My thought process is as follows:

  • These are all simple pendula. Since this is the case, we can derive expressions for the resonant frequency and therefore the period of each.

$$ \omega = \sqrt{\frac{mgl}{I}}$$ $$T = \frac{2*\pi}{\omega} = 2\pi \sqrt{\frac{I}{mgl}}$$

  • For pendula $1$ and $2$ to have the same resonant frequency, they must have the same $l$ and $I$, as $m$ and $g$ are already implied to be equivalent.

  • However, I can clearly tell that $l_1 \ne l_2$, just by inspection. I then think about the note that they all have the same center of mass, which may lend to say that $l_1 = l_2$, but I don't see how that's true. I could be convinced that if $l$ is defined as the length from the pivot point to the center of mass of the pendulous object, then $l_1 = l_2$, but most sources I find say $l$ is the length of the string. Maybe it's assuming the object is a point mass.

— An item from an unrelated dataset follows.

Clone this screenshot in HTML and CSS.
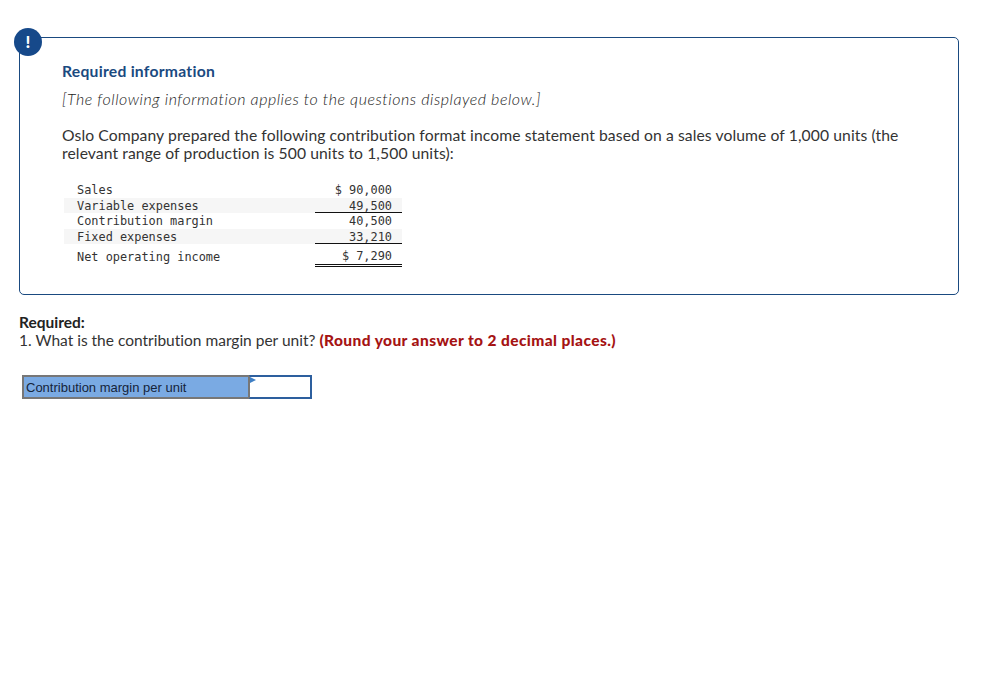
FILE: index.html
```html
<!DOCTYPE html>
<html lang="en">
<head>
<meta charset="utf-8">
<title>Required information</title>
<link rel="stylesheet" href="styles.css">
</head>
<body>
<section class="card">
  <span class="badge">!</span>
  <h2 class="card-title">Required information</h2>
  <p class="note">[The following information applies to the questions displayed below.]</p>
  <p class="intro">Oslo Company prepared the following contribution format income statement based on a sales volume of 1,000 units (the relevant range of production is 500 units to 1,500 units):</p>
  <div class="statement">
    <div class="row"><span class="label">Sales</span><span class="value">$ 90,000</span></div>
    <div class="row shade"><span class="label">Variable expenses</span><span class="value single">49,500</span></div>
    <div class="row"><span class="label">Contribution margin</span><span class="value">40,500</span></div>
    <div class="row shade"><span class="label">Fixed expenses</span><span class="value single">33,210</span></div>
    <div class="row last"><span class="label">Net operating income</span><span class="value double">$ 7,290</span></div>
  </div>
</section>
<section class="question">
  <p class="required">Required:</p>
  <p class="prompt">1. What is the contribution margin per unit? <strong class="hint">(Round your answer to 2 decimal places.)</strong></p>
</section>
<div class="answer">
  <div class="answer-label">Contribution margin per unit</div>
  <div class="answer-input"><span class="flag"></span></div>
</div>
</body>
</html>
```
FILE: styles.css
```css
* { box-sizing: border-box; }
html, body { margin: 0; padding: 0; background: #fff; }
body {
  padding: 37px 37px 0 19px;
  font-family: Lato, "Open Sans", sans-serif;
  font-variant-ligatures: none;
  color: #2b2b2b;
  font-size: 15.5px;
  width: 996px;
  height: 676px;
  overflow: hidden;
}
p, h2 { margin: 0; }
.card {
  position: relative;
  width: 940px;
  height: 258px;
  border: 1px solid #1a4a80;
  border-radius: 5px;
  padding: 23px 42px 0 42px;
}
.badge {
  position: absolute;
  left: -6px;
  top: -10px;
  width: 28px;
  height: 28px;
  border-radius: 50%;
  background: #16498a;
  color: #fff;
  font-weight: 900;
  font-size: 17px;
  line-height: 28px;
  text-align: center;
}
.card-title {
  font-size: 15.7px;
  line-height: 20px;
  font-weight: 700;
  color: #1a4a80;
  letter-spacing: 0.25px;
}
.note { margin-top: 8px; line-height: 20px; font-style: italic; font-size: 16px; letter-spacing: 0.54px; font-weight: 300; color: #1c1c1c; }
.intro { margin-top: 17px; line-height: 18px; letter-spacing: 0.09px; font-size: 15.7px; color: #333; }
.statement {
  margin-top: 20px;
  margin-left: 2px;
  width: 338px;
  font-family: "DejaVu Sans Mono", monospace;
  font-size: 11.9px;
  color: #333;
}
.row { display: flex; justify-content: space-between; height: 15.6px; line-height: 17.6px; padding-left: 13px; }
.shade { background: #f6f6f6; }
.value { width: 87px; padding-right: 10px; text-align: right; }
.single { height: 15.6px; border-bottom: 1px solid #111; }
.last { height: 22px; line-height: 26px; }
.double { height: 23px; border-bottom: 3px double #111; line-height: 24px; }
.question { margin-top: 18px; line-height: 18px; }
.required { font-weight: 700; color: #222; }
.prompt { color: #333; }
.hint { color: #a51313; font-weight: 900; letter-spacing: 0.4px; }
.answer {
  display: flex;
  margin-top: 26px;
  margin-left: 3px;
  width: 290px;
  height: 24px;
  font-family: "Liberation Sans", Arial, sans-serif;
  font-size: 13px;
}
.answer-label {
  width: 227px;
  background: #7aaae3;
  color: #15243a;
  border: 2px solid #777;
  border-right-width: 1px;
  padding-left: 2px;
  line-height: 21px;
}
.answer-input {
  position: relative;
  flex: 1;
  background: #fff;
  border: 2px solid #2d5f9e;
  border-left: 1px solid #777;
}
.flag {
  position: absolute;
  left: 0;
  top: 0;
  border-left: 6px solid #3f7fc4;
  border-top: 3px solid transparent;
  border-bottom: 3px solid transparent;
}
```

  • Now, I'm not very good yet on moments of inertia, but I reckon that the moments of inertia for $1$ and $2$ is respectively:

$$I_1 = (M/2) \ R^2 + (M/2) \ R^2 = MR^2$$ $$I_2 = (M/2) \ R^2 + (M/2) \ R^2 = MR^2$$

  • Now, if this is true, then I would agree $I_1 = I_2$. I'm beginning to accept that these must indeed be point masses, as it would make sense that we add them like this to render this result, but it just confuses me how these are point masses with different shapes. I also would've thought that $r$ in this consideration of moment of inertia to not be $R$. I suppose I'm confused about to what $r$ in $mr^2$ refers to, but I thought it refers to the radius from the axis of rotation, but the $R$ arrows don't seem to point to it. Can anyone shed some light to justifications for why pendula $1$ and $2$ have the same $w$?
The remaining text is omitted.